┌──

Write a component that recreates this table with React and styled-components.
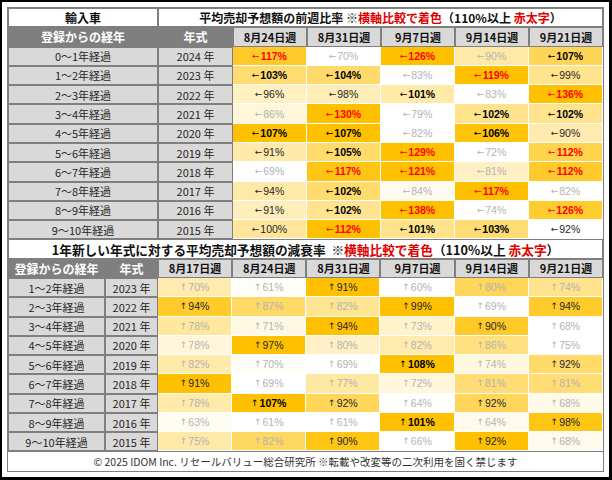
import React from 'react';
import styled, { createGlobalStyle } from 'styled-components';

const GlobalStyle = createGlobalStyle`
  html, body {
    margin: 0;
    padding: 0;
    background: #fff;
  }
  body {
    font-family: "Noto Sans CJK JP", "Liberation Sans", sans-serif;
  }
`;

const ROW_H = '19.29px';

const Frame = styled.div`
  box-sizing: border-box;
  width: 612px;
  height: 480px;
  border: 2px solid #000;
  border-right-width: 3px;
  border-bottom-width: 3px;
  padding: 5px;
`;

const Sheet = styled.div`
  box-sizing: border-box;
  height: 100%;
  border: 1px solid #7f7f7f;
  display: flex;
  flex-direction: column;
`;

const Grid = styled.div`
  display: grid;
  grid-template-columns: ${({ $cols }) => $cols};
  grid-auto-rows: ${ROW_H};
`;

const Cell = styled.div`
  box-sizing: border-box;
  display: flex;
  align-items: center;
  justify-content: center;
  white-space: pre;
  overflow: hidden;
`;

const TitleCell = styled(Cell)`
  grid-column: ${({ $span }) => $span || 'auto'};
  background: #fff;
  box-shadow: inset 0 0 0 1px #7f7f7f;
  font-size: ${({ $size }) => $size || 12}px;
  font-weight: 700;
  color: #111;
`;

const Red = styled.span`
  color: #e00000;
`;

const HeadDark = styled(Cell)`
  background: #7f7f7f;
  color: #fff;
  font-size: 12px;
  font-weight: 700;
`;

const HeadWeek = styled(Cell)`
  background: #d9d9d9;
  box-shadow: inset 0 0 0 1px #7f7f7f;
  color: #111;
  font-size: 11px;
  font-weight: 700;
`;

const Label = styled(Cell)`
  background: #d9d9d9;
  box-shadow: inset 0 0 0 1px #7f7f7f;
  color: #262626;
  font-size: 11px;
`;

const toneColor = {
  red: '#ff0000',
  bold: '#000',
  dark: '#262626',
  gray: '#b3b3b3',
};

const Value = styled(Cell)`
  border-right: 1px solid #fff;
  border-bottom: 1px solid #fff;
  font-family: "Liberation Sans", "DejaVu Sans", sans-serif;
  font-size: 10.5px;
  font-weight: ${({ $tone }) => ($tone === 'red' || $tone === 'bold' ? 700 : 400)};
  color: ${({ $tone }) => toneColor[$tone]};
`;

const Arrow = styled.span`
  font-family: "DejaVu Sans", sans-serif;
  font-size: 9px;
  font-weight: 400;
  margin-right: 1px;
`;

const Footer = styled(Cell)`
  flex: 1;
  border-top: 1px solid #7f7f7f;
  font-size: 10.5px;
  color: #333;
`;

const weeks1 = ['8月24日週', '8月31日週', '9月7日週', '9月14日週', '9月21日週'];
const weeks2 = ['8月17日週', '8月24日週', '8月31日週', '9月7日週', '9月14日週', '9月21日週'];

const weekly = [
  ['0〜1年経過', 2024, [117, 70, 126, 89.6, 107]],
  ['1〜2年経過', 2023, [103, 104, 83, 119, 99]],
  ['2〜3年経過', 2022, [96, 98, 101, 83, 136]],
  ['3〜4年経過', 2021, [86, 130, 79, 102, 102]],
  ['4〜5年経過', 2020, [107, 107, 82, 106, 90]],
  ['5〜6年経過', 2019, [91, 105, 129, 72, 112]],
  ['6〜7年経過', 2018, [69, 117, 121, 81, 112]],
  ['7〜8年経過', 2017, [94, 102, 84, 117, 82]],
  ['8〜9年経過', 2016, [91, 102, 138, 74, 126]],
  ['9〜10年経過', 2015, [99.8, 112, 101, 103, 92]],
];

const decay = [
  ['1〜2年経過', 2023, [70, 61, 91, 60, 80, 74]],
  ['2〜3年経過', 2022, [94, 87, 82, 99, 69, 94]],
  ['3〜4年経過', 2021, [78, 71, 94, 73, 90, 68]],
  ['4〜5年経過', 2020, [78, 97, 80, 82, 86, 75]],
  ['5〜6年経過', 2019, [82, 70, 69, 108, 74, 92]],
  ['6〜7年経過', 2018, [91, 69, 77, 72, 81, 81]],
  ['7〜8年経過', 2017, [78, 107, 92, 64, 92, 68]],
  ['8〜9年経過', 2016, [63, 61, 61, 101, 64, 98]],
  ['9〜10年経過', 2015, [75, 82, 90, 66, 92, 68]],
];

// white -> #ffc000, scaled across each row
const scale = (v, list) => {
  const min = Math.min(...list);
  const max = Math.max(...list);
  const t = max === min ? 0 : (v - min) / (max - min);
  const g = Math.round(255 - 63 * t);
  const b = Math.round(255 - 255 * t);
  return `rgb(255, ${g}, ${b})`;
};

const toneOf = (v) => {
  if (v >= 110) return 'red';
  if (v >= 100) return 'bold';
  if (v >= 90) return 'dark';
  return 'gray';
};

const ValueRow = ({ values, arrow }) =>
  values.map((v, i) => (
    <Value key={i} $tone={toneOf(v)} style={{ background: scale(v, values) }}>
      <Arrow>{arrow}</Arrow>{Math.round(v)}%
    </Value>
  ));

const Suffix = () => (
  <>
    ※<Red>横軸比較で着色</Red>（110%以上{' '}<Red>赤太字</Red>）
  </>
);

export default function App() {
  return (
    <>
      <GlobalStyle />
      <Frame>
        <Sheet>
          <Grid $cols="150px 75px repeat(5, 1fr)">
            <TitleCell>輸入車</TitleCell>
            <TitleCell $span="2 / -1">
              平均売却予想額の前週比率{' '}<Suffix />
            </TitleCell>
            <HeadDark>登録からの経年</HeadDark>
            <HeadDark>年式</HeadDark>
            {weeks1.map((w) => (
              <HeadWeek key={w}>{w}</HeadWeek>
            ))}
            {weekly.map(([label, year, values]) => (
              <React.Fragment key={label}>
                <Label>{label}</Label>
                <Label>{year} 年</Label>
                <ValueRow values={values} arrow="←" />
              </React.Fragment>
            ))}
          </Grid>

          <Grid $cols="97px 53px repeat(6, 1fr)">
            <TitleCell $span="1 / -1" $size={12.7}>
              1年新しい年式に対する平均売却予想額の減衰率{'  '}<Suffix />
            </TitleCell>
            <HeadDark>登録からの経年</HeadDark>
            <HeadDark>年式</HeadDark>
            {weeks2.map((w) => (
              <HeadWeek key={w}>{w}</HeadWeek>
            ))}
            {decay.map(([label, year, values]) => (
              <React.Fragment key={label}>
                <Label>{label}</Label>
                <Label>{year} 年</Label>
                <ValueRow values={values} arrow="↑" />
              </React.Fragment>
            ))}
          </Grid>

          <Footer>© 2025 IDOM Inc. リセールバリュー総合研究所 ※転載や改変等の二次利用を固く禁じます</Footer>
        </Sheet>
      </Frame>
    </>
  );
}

└──

(WHAT IS NEEDED): Give the data again exactly as written, with all pictures left out.

(OUTPUT BELOW):
Write a component that recreates this table with React and styled-components.
import React from 'react';
import styled, { createGlobalStyle } from 'styled-components';

const GlobalStyle = createGlobalStyle`
  html, body {
    margin: 0;
    padding: 0;
    background: #fff;
  }
  body {
    font-family: "Noto Sans CJK JP", "Liberation Sans", sans-serif;
  }
`;

const ROW_H = '19.29px';

const Frame = styled.div`
  box-sizing: border-box;
  width: 612px;
  height: 480px;
  border: 2px solid #000;
  border-right-width: 3px;
  border-bottom-width: 3px;
  padding: 5px;
`;

const Sheet = styled.div`
  box-sizing: border-box;
  height: 100%;
  border: 1px solid #7f7f7f;
  display: flex;
  flex-direction: column;
`;

const Grid = styled.div`
  display: grid;
  grid-template-columns: ${({ $cols }) => $cols};
  grid-auto-rows: ${ROW_H};
`;

const Cell = styled.div`
  box-sizing: border-box;
  display: flex;
  align-items: center;
  justify-content: center;
  white-space: pre;
  overflow: hidden;
`;

const TitleCell = styled(Cell)`
  grid-column: ${({ $span }) => $span || 'auto'};
  background: #fff;
  box-shadow: inset 0 0 0 1px #7f7f7f;
  font-size: ${({ $size }) => $size || 12}px;
  font-weight: 700;
  color: #111;
`;

const Red = styled.span`
  color: #e00000;
`;

const HeadDark = styled(Cell)`
  background: #7f7f7f;
  color: #fff;
  font-size: 12px;
  font-weight: 700;
`;

const HeadWeek = styled(Cell)`
  background: #d9d9d9;
  box-shadow: inset 0 0 0 1px #7f7f7f;
  color: #111;
  font-size: 11px;
  font-weight: 700;
`;

const Label = styled(Cell)`
  background: #d9d9d9;
  box-shadow: inset 0 0 0 1px #7f7f7f;
  color: #262626;
  font-size: 11px;
`;

const toneColor = {
  red: '#ff0000',
  bold: '#000',
  dark: '#262626',
  gray: '#b3b3b3',
};

const Value = styled(Cell)`
  border-right: 1px solid #fff;
  border-bottom: 1px solid #fff;
  font-family: "Liberation Sans", "DejaVu Sans", sans-serif;
  font-size: 10.5px;
  font-weight: ${({ $tone }) => ($tone === 'red' || $tone === 'bold' ? 700 : 400)};
  color: ${({ $tone }) => toneColor[$tone]};
`;

const Arrow = styled.span`
  font-family: "DejaVu Sans", sans-serif;
  font-size: 9px;
  font-weight: 400;
  margin-right: 1px;
`;

const Footer = styled(Cell)`
  flex: 1;
  border-top: 1px solid #7f7f7f;
  font-size: 10.5px;
  color: #333;
`;

const weeks1 = ['8月24日週', '8月31日週', '9月7日週', '9月14日週', '9月21日週'];
const weeks2 = ['8月17日週', '8月24日週', '8月31日週', '9月7日週', '9月14日週', '9月21日週'];

const weekly = [
  ['0〜1年経過', 2024, [117, 70, 126, 89.6, 107]],
  ['1〜2年経過', 2023, [103, 104, 83, 119, 99]],
  ['2〜3年経過', 2022, [96, 98, 101, 83, 136]],
  ['3〜4年経過', 2021, [86, 130, 79, 102, 102]],
  ['4〜5年経過', 2020, [107, 107, 82, 106, 90]],
  ['5〜6年経過', 2019, [91, 105, 129, 72, 112]],
  ['6〜7年経過', 2018, [69, 117, 121, 81, 112]],
  ['7〜8年経過', 2017, [94, 102, 84, 117, 82]],
  ['8〜9年経過', 2016, [91, 102, 138, 74, 126]],
  ['9〜10年経過', 2015, [99.8, 112, 101, 103, 92]],
];

const decay = [
  ['1〜2年経過', 2023, [70, 61, 91, 60, 80, 74]],
  ['2〜3年経過', 2022, [94, 87, 82, 99, 69, 94]],
  ['3〜4年経過', 2021, [78, 71, 94, 73, 90, 68]],
  ['4〜5年経過', 2020, [78, 97, 80, 82, 86, 75]],
  ['5〜6年経過', 2019, [82, 70, 69, 108, 74, 92]],
  ['6〜7年経過', 2018, [91, 69, 77, 72, 81, 81]],
  ['7〜8年経過', 2017, [78, 107, 92, 64, 92, 68]],
  ['8〜9年経過', 2016, [63, 61, 61, 101, 64, 98]],
  ['9〜10年経過', 2015, [75, 82, 90, 66, 92, 68]],
];

// white -> #ffc000, scaled across each row
const scale = (v, list) => {
  const min = Math.min(...list);
  const max = Math.max(...list);
  const t = max === min ? 0 : (v - min) / (max - min);
  const g = Math.round(255 - 63 * t);
  const b = Math.round(255 - 255 * t);
  return `rgb(255, ${g}, ${b})`;
};

const toneOf = (v) => {
  if (v >= 110) return 'red';
  if (v >= 100) return 'bold';
  if (v >= 90) return 'dark';
  return 'gray';
};

const ValueRow = ({ values, arrow }) =>
  values.map((v, i) => (
    <Value key={i} $tone={toneOf(v)} style={{ background: scale(v, values) }}>
      <Arrow>{arrow}</Arrow>{Math.round(v)}%
    </Value>
  ));

const Suffix = () => (
  <>
    ※<Red>横軸比較で着色</Red>（110%以上{' '}<Red>赤太字</Red>）
  </>
);

export default function App() {
  return (
    <>
      <GlobalStyle />
      <Frame>
        <Sheet>
          <Grid $cols="150px 75px repeat(5, 1fr)">
            <TitleCell>輸入車</TitleCell>
            <TitleCell $span="2 / -1">
              平均売却予想額の前週比率{' '}<Suffix />
            </TitleCell>
            <HeadDark>登録からの経年</HeadDark>
            <HeadDark>年式</HeadDark>
            {weeks1.map((w) => (
              <HeadWeek key={w}>{w}</HeadWeek>
            ))}
            {weekly.map(([label, year, values]) => (
              <React.Fragment key={label}>
                <Label>{label}</Label>
                <Label>{year} 年</Label>
                <ValueRow values={values} arrow="←" />
              </React.Fragment>
            ))}
          </Grid>

          <Grid $cols="97px 53px repeat(6, 1fr)">
            <TitleCell $span="1 / -1" $size={12.7}>
              1年新しい年式に対する平均売却予想額の減衰率{'  '}<Suffix />
            </TitleCell>
            <HeadDark>登録からの経年</HeadDark>
            <HeadDark>年式</HeadDark>
            {weeks2.map((w) => (
              <HeadWeek key={w}>{w}</HeadWeek>
            ))}
            {decay.map(([label, year, values]) => (
              <React.Fragment key={label}>
                <Label>{label}</Label>
                <Label>{year} 年</Label>
                <ValueRow values={values} arrow="↑" />
              </React.Fragment>
            ))}
          </Grid>

          <Footer>© 2025 IDOM Inc. リセールバリュー総合研究所 ※転載や改変等の二次利用を固く禁じます</Footer>
        </Sheet>
      </Frame>
    </>
  );
}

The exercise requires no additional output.